<<<<

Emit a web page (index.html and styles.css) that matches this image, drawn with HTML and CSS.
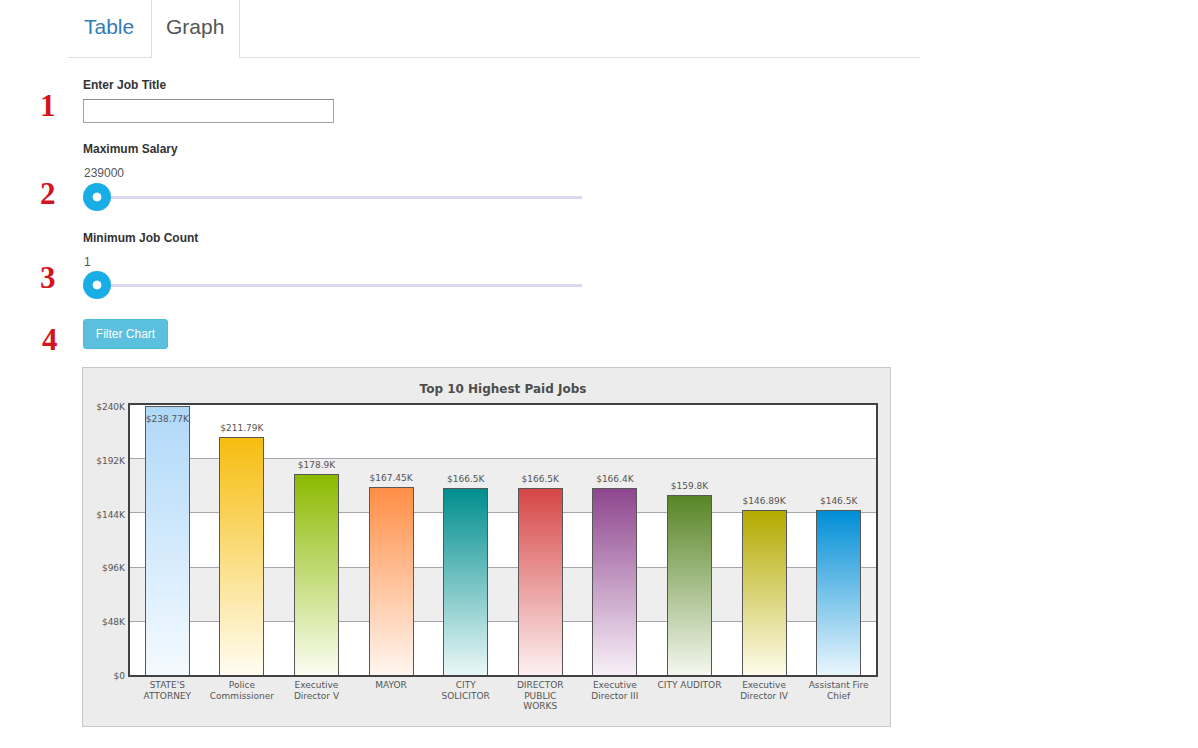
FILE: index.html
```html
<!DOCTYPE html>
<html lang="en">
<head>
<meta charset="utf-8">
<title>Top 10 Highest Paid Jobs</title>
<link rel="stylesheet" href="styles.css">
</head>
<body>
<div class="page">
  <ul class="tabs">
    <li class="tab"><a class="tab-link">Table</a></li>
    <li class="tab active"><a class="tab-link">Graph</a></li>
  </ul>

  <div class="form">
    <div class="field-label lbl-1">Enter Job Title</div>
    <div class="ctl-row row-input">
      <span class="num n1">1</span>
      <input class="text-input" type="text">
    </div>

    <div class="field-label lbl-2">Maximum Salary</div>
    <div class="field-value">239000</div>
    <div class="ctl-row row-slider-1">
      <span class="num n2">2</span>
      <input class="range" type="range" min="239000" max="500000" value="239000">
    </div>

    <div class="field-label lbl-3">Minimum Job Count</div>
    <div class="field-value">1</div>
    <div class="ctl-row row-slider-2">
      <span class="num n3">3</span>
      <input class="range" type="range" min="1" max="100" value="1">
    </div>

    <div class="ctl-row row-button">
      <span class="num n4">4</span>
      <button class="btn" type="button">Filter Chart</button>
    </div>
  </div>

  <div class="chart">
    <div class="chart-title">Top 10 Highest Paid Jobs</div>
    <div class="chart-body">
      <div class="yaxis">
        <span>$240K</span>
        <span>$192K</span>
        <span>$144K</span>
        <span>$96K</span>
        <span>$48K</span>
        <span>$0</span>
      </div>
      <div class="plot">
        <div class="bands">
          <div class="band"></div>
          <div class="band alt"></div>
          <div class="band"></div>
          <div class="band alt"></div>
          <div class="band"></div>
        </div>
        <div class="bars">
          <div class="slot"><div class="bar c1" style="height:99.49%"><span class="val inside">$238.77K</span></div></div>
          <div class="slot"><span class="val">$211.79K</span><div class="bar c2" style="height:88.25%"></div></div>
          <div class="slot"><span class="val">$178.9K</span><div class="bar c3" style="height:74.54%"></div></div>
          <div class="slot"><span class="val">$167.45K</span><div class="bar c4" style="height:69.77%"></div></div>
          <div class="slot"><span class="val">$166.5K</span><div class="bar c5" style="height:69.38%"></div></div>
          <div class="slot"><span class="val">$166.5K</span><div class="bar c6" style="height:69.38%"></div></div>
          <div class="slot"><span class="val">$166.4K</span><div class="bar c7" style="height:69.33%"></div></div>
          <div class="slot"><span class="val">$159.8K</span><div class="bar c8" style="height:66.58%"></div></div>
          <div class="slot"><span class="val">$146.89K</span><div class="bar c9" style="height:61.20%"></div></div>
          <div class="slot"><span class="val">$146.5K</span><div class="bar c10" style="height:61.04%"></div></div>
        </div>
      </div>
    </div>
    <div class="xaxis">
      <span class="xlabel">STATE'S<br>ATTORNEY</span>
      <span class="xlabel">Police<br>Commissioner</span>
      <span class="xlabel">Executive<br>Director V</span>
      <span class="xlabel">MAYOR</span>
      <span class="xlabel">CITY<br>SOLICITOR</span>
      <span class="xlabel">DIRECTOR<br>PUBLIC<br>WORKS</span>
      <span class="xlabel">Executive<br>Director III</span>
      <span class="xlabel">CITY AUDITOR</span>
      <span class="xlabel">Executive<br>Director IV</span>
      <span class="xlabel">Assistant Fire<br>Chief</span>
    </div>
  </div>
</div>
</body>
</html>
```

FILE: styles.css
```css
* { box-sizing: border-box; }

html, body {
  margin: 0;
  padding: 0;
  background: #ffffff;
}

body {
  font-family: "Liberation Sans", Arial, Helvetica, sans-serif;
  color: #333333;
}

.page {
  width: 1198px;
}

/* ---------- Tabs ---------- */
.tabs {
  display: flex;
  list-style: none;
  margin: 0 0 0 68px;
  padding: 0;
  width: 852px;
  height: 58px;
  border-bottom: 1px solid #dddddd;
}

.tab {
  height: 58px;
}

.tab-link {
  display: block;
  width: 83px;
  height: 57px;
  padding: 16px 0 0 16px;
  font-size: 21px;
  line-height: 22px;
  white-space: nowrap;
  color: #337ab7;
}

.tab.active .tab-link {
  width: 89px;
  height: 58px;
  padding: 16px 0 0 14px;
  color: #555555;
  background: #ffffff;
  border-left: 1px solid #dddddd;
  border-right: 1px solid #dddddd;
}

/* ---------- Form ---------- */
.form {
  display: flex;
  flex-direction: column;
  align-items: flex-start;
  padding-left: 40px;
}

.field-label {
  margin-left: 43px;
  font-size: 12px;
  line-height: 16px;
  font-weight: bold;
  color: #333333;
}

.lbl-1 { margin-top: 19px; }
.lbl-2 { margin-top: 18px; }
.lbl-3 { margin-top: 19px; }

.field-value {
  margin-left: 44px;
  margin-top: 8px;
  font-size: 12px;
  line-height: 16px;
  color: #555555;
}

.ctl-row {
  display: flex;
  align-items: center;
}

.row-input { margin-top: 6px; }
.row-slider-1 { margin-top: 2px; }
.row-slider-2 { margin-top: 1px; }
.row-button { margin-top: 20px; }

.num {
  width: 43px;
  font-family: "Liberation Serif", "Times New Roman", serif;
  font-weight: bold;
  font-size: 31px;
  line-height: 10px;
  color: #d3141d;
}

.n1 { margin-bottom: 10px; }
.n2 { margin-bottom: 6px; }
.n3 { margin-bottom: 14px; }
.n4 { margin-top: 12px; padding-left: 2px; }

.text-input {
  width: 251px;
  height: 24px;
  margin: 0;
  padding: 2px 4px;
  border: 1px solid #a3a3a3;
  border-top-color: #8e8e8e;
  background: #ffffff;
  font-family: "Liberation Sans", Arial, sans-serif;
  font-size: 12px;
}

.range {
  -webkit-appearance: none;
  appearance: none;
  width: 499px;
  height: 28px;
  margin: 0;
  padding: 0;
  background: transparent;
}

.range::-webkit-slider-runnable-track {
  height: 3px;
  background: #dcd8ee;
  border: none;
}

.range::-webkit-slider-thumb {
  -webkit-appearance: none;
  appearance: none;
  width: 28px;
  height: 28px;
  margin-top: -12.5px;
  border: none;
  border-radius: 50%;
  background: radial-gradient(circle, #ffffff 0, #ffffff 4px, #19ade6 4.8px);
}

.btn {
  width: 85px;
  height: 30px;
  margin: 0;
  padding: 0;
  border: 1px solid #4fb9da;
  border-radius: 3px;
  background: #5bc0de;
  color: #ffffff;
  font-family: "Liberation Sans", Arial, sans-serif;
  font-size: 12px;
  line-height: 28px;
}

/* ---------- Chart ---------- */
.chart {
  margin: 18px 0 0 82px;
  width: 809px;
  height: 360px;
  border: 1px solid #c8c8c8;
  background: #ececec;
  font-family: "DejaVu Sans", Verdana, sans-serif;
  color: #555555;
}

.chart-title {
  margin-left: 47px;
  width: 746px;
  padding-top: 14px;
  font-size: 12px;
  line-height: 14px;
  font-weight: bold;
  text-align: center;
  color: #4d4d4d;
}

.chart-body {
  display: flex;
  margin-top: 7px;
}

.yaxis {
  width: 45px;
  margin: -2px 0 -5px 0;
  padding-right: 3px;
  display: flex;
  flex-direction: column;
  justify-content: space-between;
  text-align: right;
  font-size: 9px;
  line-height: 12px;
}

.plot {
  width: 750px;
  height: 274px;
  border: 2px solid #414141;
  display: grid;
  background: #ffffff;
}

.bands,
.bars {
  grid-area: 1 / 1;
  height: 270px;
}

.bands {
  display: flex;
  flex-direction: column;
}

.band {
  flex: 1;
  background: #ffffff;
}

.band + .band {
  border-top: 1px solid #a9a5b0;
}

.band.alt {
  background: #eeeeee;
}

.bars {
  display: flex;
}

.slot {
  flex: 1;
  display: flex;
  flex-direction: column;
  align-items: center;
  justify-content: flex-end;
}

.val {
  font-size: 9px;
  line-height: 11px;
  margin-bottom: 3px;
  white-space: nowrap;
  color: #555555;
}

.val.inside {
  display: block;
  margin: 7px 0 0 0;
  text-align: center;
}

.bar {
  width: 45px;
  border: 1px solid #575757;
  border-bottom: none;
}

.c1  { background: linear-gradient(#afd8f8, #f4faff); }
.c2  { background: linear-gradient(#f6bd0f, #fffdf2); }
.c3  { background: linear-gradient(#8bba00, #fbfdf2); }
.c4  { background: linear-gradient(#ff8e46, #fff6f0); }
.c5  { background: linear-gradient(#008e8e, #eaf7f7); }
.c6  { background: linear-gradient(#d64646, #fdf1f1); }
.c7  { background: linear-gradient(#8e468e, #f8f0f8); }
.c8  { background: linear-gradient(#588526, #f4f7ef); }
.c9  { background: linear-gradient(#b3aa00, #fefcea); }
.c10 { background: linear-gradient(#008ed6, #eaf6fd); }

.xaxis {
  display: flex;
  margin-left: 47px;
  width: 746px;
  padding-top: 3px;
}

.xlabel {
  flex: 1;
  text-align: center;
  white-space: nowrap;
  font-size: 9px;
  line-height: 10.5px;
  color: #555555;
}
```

>>>>
<<<<

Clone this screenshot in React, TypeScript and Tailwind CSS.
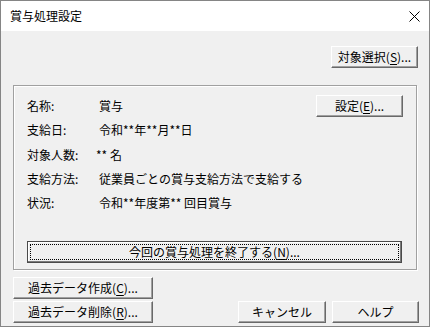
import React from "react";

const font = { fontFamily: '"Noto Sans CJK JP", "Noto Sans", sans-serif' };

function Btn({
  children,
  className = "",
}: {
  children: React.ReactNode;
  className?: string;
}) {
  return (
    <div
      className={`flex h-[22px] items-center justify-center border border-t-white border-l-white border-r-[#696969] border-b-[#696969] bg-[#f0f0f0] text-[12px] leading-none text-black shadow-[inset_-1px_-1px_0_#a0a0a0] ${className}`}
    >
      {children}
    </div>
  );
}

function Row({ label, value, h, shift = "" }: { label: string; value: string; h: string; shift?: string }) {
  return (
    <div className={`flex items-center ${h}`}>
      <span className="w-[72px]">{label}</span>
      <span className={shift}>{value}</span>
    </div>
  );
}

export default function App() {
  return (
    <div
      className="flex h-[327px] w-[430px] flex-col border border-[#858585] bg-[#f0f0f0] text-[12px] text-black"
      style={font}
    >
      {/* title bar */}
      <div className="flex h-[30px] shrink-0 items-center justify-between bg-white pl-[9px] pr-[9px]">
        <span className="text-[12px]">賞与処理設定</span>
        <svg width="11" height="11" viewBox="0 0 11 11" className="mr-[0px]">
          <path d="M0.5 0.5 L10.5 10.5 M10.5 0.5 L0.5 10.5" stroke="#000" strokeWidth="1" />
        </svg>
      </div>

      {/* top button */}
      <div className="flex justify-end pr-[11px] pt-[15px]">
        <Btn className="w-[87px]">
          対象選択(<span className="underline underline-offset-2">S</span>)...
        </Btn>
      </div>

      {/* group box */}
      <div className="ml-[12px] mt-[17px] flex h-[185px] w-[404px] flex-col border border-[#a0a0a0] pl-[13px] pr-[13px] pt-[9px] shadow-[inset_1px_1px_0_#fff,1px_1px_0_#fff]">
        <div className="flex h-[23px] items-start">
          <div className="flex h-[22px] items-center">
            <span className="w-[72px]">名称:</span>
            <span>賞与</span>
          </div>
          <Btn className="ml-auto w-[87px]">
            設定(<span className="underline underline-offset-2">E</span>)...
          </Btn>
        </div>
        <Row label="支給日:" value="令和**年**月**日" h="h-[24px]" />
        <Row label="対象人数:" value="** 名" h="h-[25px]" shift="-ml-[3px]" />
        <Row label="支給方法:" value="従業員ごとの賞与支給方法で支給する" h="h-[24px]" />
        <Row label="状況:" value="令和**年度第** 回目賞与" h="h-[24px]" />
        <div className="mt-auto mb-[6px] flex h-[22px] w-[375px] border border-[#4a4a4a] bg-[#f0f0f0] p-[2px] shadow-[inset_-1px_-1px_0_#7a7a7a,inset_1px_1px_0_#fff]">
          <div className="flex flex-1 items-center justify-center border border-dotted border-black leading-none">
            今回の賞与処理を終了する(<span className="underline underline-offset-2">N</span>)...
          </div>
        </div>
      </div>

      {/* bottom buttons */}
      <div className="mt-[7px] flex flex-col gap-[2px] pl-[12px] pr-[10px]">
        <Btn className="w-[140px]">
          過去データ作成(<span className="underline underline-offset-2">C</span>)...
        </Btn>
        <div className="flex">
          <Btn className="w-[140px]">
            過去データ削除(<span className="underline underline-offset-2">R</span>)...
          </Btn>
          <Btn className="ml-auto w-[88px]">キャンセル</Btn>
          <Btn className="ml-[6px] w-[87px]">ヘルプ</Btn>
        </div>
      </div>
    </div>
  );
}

>>>>
<<<<

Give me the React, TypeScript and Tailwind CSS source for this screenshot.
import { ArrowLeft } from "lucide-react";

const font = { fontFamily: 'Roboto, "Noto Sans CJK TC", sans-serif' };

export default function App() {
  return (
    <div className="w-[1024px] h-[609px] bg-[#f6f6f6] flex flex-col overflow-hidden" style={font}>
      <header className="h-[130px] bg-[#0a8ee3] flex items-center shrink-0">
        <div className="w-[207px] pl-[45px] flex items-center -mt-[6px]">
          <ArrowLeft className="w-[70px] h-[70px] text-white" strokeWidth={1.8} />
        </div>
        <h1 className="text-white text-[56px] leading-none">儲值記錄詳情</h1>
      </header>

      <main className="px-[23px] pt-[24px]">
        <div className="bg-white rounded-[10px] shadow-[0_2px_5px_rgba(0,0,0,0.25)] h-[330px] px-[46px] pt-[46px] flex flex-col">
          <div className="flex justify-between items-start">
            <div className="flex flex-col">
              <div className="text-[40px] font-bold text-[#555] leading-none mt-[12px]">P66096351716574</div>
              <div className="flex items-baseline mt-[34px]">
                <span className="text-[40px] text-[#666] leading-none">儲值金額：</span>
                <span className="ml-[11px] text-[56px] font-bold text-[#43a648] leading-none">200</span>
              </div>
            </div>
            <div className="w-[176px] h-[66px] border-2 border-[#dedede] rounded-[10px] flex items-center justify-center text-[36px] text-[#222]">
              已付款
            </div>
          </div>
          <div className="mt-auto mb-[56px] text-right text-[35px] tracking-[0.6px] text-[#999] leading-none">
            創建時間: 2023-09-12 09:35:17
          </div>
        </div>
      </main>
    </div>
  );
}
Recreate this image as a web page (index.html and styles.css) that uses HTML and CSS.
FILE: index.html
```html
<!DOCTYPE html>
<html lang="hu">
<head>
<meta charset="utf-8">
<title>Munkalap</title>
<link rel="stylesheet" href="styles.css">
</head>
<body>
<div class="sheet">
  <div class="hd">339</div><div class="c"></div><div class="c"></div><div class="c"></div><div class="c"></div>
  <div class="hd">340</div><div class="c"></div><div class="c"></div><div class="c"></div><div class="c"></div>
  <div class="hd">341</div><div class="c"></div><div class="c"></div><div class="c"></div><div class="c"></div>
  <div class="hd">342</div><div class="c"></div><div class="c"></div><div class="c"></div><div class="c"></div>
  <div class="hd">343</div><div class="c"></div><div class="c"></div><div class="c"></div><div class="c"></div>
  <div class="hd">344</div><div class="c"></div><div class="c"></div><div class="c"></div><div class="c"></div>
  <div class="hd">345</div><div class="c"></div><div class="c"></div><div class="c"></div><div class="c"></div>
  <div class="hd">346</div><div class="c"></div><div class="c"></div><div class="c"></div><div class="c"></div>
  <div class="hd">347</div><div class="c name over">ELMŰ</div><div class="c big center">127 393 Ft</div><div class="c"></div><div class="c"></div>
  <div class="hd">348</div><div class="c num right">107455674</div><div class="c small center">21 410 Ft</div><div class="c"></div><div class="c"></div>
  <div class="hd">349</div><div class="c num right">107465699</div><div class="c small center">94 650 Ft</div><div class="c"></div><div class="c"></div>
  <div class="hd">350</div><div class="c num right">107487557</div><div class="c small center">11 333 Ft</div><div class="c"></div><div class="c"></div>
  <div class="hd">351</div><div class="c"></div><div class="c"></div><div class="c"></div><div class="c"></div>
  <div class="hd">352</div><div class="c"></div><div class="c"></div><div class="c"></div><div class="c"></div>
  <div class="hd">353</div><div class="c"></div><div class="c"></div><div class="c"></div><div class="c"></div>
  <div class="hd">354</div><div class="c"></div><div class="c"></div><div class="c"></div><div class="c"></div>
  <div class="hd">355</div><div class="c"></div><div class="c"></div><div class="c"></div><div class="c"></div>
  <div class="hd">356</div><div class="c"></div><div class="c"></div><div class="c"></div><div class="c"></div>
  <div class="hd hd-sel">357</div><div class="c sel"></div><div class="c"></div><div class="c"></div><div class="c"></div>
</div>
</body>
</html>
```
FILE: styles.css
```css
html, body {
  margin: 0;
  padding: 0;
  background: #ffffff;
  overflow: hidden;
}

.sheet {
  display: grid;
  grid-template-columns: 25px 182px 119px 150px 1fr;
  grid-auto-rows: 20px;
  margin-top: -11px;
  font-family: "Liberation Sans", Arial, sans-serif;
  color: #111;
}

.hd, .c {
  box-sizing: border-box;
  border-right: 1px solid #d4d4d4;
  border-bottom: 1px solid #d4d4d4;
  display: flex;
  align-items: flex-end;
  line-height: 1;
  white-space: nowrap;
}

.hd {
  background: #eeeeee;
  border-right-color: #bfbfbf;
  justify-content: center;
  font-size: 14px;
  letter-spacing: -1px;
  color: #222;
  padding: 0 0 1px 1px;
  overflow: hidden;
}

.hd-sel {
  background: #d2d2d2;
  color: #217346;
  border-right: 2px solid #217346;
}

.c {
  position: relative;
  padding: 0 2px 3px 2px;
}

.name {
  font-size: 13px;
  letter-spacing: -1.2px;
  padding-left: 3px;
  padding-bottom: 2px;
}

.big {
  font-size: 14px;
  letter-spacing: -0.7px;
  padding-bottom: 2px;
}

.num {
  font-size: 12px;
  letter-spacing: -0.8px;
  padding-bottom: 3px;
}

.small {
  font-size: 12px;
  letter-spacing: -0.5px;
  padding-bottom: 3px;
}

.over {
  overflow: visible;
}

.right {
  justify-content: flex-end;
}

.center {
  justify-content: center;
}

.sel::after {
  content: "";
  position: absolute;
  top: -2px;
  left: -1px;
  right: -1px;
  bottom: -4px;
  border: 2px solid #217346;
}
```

>>>>

**The problem**
Show all lines in the entries above where the word "TypeScript" appears.

**Solution to this exercise**
Clone this screenshot in React, TypeScript and Tailwind CSS.
Give me the React, TypeScript and Tailwind CSS source for this screenshot.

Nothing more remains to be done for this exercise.